The Court's finding that the Liquidating Trustee failed to prove insolvency under Section 547(b), also defeats her fraudulent transfer claims concerning the Backhoe, Scale and Gravel Train pursuant to 11 U.S.C. § 548 and M.C.L.A. § 566.35. Like the $95,874.97 in payments above, the transfers of the Backhoe, Scale and Gravel Train occurred within the year prior to the bankruptcy filing. Even if the Liquidating Trustee had established Debtor's insolvency at the time of the transfers, Defendant Gail Carrick testified at the September 24, 2015, hearing that the Backhoe, Gravel Train and Scale were purchased based upon a draw owing to her and Defendant Dean Carrick, which more than paid for the value of these items. The Liquidating Trustee did not offer evidence to refute this testimony. Thus, the Liquidating Trustee has not proven that reasonably equivalent value was not received for these three items transferred within the year prior to the bankruptcy filing.
The Court grants judgment in favor of the Liquidating Trustee in all four A.P. Nos. 14-2109 (against Brian Carrick), 14-2010 (against Brian Carrick, Gail Carrick and Dean Carrick), 14-2111 (against Gail and Dean Carrick), and 14-2112 (against Mark Carrick), as to turnover of the following property or the proceeds from the sale of such property: 1992/93 CAT D400 Dump Truck; 1993 CAT D400 Dump Truck; 1999 Komatsu Loader; 1994 CAT D400 Dump Truck; and 1991 CAT 980C Loader.
The Court grants judgment in favor of the Defendants Gail Carrick and Dean Carrick and against the Liquidating Trustee in A.P. No. 14-2111 as to $95,874.97 in payments alleged to be avoidable by the Liquidating Trustee pursuant to 11 U.S.C. § 547(b).

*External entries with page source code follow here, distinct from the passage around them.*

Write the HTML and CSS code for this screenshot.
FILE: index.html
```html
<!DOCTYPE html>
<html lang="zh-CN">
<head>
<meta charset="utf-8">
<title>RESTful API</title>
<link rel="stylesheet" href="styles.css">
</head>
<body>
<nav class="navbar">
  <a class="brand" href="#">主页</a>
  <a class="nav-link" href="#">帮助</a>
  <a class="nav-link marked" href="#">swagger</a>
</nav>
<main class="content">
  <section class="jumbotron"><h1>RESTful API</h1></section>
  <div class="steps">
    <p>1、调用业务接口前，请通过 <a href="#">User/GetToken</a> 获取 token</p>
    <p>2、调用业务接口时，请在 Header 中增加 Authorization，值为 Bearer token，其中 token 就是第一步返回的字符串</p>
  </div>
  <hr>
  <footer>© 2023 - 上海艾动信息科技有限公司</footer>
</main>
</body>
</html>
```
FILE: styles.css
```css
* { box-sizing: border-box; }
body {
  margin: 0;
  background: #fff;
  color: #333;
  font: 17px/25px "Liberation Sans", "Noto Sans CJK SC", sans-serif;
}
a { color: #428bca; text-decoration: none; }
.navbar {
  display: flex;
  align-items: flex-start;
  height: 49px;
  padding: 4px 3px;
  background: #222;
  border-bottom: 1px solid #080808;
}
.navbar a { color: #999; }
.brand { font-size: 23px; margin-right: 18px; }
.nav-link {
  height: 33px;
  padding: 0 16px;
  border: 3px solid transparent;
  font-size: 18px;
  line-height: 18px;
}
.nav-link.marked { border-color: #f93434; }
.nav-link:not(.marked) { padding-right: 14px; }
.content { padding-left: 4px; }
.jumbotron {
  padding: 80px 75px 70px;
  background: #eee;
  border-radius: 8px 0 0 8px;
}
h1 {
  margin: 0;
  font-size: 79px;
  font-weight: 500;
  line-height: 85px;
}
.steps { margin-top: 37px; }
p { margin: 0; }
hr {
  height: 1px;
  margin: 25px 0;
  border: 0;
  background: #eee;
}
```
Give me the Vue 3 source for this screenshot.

The Court grants judgment in favor of the Defendants Gail and Dean Carrick and against Liquidating Trustee in A.P. No. 14-2111 as to the avoidance of the transfer of the Backhoe, Scale and Gravel Train, as fraudulent transfers pursuant to 11 U.S.C. § 548 and/or M.C.L.A. 566.35.
Counsel for the Liquidating Trustee is directed to prepare an Order consistent with this Opinion.